### BRIEF
Below is a listing; copy all of it exactly.

### GIVEN DATA
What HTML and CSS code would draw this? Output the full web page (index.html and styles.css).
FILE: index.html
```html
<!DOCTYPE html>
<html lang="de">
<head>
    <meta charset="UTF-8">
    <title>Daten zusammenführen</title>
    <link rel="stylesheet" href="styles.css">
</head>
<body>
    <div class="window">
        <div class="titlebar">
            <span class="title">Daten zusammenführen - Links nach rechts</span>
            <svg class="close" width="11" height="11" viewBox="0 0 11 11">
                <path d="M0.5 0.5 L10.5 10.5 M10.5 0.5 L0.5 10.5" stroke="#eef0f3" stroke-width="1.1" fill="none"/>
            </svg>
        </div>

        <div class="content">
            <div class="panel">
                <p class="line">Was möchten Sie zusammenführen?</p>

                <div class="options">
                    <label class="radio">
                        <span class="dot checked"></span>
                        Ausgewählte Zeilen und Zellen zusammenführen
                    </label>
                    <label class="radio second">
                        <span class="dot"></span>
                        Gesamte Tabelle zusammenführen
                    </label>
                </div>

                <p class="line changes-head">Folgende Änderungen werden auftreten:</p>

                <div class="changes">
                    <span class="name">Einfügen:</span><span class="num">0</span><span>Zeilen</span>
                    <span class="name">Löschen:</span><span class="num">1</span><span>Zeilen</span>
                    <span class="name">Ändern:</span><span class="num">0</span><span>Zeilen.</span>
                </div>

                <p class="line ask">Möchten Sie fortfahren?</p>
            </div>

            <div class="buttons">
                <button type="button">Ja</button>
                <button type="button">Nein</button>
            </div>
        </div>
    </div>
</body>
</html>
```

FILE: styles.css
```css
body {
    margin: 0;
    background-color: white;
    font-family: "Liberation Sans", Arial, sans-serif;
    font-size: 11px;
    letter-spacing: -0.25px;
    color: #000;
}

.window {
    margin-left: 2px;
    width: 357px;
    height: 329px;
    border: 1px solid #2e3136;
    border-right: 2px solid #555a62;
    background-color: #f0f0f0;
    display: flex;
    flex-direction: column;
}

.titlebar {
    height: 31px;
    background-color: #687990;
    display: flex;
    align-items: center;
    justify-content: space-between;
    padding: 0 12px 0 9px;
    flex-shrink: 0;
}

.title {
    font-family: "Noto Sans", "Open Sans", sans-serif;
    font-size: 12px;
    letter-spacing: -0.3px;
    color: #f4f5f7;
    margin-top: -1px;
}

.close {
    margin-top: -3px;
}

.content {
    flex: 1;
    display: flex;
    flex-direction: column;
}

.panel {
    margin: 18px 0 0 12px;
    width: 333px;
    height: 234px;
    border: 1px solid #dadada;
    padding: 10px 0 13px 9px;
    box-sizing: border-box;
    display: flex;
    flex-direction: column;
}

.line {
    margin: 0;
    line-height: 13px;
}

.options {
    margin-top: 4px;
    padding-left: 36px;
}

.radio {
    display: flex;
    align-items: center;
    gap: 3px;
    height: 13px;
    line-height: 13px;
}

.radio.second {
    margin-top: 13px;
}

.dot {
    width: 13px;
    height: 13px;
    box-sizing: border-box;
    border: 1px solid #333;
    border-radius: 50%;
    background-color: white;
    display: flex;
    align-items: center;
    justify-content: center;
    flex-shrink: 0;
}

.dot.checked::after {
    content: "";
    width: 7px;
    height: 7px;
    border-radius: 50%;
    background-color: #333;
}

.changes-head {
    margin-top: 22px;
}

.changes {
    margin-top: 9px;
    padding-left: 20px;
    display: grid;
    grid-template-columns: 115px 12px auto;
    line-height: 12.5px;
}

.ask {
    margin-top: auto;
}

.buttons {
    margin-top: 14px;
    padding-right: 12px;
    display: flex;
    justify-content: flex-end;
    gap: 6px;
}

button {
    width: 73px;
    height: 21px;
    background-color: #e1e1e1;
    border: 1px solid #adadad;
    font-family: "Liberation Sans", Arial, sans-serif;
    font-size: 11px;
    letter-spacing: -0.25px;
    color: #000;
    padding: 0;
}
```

### RESULT OF THIS TASK
What HTML and CSS code would draw this? Output the full web page (index.html and styles.css).
FILE: index.html
```html
<!DOCTYPE html>
<html lang="de">
<head>
    <meta charset="UTF-8">
    <title>Daten zusammenführen</title>
    <link rel="stylesheet" href="styles.css">
</head>
<body>
    <div class="window">
        <div class="titlebar">
            <span class="title">Daten zusammenführen - Links nach rechts</span>
            <svg class="close" width="11" height="11" viewBox="0 0 11 11">
                <path d="M0.5 0.5 L10.5 10.5 M10.5 0.5 L0.5 10.5" stroke="#eef0f3" stroke-width="1.1" fill="none"/>
            </svg>
        </div>

        <div class="content">
            <div class="panel">
                <p class="line">Was möchten Sie zusammenführen?</p>

                <div class="options">
                    <label class="radio">
                        <span class="dot checked"></span>
                        Ausgewählte Zeilen und Zellen zusammenführen
                    </label>
                    <label class="radio second">
                        <span class="dot"></span>
                        Gesamte Tabelle zusammenführen
                    </label>
                </div>

                <p class="line changes-head">Folgende Änderungen werden auftreten:</p>

                <div class="changes">
                    <span class="name">Einfügen:</span><span class="num">0</span><span>Zeilen</span>
                    <span class="name">Löschen:</span><span class="num">1</span><span>Zeilen</span>
                    <span class="name">Ändern:</span><span class="num">0</span><span>Zeilen.</span>
                </div>

                <p class="line ask">Möchten Sie fortfahren?</p>
            </div>

            <div class="buttons">
                <button type="button">Ja</button>
                <button type="button">Nein</button>
            </div>
        </div>
    </div>
</body>
</html>
```

FILE: styles.css
```css
body {
    margin: 0;
    background-color: white;
    font-family: "Liberation Sans", Arial, sans-serif;
    font-size: 11px;
    letter-spacing: -0.25px;
    color: #000;
}

.window {
    margin-left: 2px;
    width: 357px;
    height: 329px;
    border: 1px solid #2e3136;
    border-right: 2px solid #555a62;
    background-color: #f0f0f0;
    display: flex;
    flex-direction: column;
}

.titlebar {
    height: 31px;
    background-color: #687990;
    display: flex;
    align-items: center;
    justify-content: space-between;
    padding: 0 12px 0 9px;
    flex-shrink: 0;
}

.title {
    font-family: "Noto Sans", "Open Sans", sans-serif;
    font-size: 12px;
    letter-spacing: -0.3px;
    color: #f4f5f7;
    margin-top: -1px;
}

.close {
    margin-top: -3px;
}

.content {
    flex: 1;
    display: flex;
    flex-direction: column;
}

.panel {
    margin: 18px 0 0 12px;
    width: 333px;
    height: 234px;
    border: 1px solid #dadada;
    padding: 10px 0 13px 9px;
    box-sizing: border-box;
    display: flex;
    flex-direction: column;
}

.line {
    margin: 0;
    line-height: 13px;
}

.options {
    margin-top: 4px;
    padding-left: 36px;
}

.radio {
    display: flex;
    align-items: center;
    gap: 3px;
    height: 13px;
    line-height: 13px;
}

.radio.second {
    margin-top: 13px;
}

.dot {
    width: 13px;
    height: 13px;
    box-sizing: border-box;
    border: 1px solid #333;
    border-radius: 50%;
    background-color: white;
    display: flex;
    align-items: center;
    justify-content: center;
    flex-shrink: 0;
}

.dot.checked::after {
    content: "";
    width: 7px;
    height: 7px;
    border-radius: 50%;
    background-color: #333;
}

.changes-head {
    margin-top: 22px;
}

.changes {
    margin-top: 9px;
    padding-left: 20px;
    display: grid;
    grid-template-columns: 115px 12px auto;
    line-height: 12.5px;
}

.ask {
    margin-top: auto;
}

.buttons {
    margin-top: 14px;
    padding-right: 12px;
    display: flex;
    justify-content: flex-end;
    gap: 6px;
}

button {
    width: 73px;
    height: 21px;
    background-color: #e1e1e1;
    border: 1px solid #adadad;
    font-family: "Liberation Sans", Arial, sans-serif;
    font-size: 11px;
    letter-spacing: -0.25px;
    color: #000;
    padding: 0;
}
```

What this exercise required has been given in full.